Though many are pure gimmick or indifferently produced, many of these “gift books” are, in fact, works of art in their own right, combining the very best in materials, design, and production.  The technology that was supposed to make books obsolete has helped to make beautiful books easier and cheaper to produce and made possible ever more innovative design and presentation.


When I first started in collection development, many years ago, I was told not to be afraid of purchasing such books, despite their possibly inconvenient size, shape or price because it is part of the mission of a public library to make such books available to all.  Consequently, mid-sized public libraries, such as my own, often have quite substantial and inclusive collections of these book trade marvels.


There have always been large format books, particularly art books, but the typical coffee table book design of today is often attributed to the Sierra Club and its director in the 1960s, David Brower.  Brower felt that word and image could be effectively combined to promote wilderness conservation. 

His vision, though, demanded a “page size big enough to carry a given image’s dynamic. The eye,” he explained, “must be required to move about within the boundaries of the image, not encompass it all in one glance.”  Using photographs by Ansel Adams, Eliot Porter, and other artists with text from prominent American nature writers, his “Exhibit Format” series of large, heavy books eventually included nearly 20 titles and was considered an integral part of the campaign that led to the Wilderness Act of 1964.

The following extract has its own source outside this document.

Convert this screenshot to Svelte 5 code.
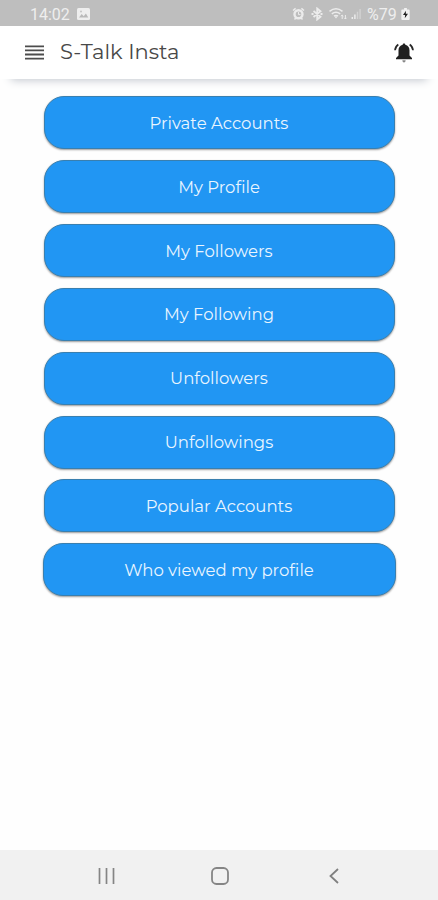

Despite this illustrious past, coffee table books suffer from an image problem.  Though the name refers simply to the fact that these are books too big for the bookcase, it has come to suggest shallowness – books for non-readers, primarily ornamental, conversation-starters or a means to while away a few idle moments.   The text is assumed to be inconsequential.   In point of fact, it might prove transformative.

Jordan Matter’s Uncovered: Women in Word and Image is a book of photographs of women appearing topless on the streets of New York City.  Sounds a bit sensationalist, but I found it quite moving.

Matter is a fashion photographer in New York.  The Janet Jackson Super Bowl fiasco was the original inspiration for this book – he was curious as to what the response to topless women “on the street” would be.  He found women from his day job who were willing to be photographed topless in public.  As it turned out, the response of onlookers was benign at most; what proved much more significant was the response of the women being photographed. 

Through his work, Matter already knew that the women who set the standards of beauty for the rest of us, do not themselves feel beautiful.  Still, he was astonished at the depth of feeling that his street shoots were producing.  What was perhaps initially an in-your-face gesture was becoming for many the first faltering step toward self-acceptance.  Interviews with and essays by the women photographed became an integral part of the project.  What was still missing, though, two years later, was diversity.

As luck would have it, Matter was photographed in the midst of a shoot by a photographer from the New York Daily News who published the photo in the paper the next day.  A deluge of volunteers followed, and Matter had his diversity.

In the end, Matter worked with over 100 women over the course of six years.  The women chose the setting and activity for the shoot.  Matter’s experience as a fashion photographer shows – he gently teases out the best from each woman.  Some are conventionally pretty, many are not, all are beautiful. 

It is the addition of the text that lifts this book into another realm.  “The first time I threw up my dinner on purpose, I was 11.”  “I am constantly comparing myself to other women.”  “I looked at this photo and started weeping.”  “I was photographed on Broadway, two days before a double mastectomy.”

But I’m doing what can’t be done:  separating the text from the image.  This book has both, as it must.  In his introduction, Jordan Matter, speaking of these women, says, “Each trusted me with her image and her story.  And now together, we trust you.”  As I also trust you.  Uncovered: a gift book for women and women-to-be and all those who love them.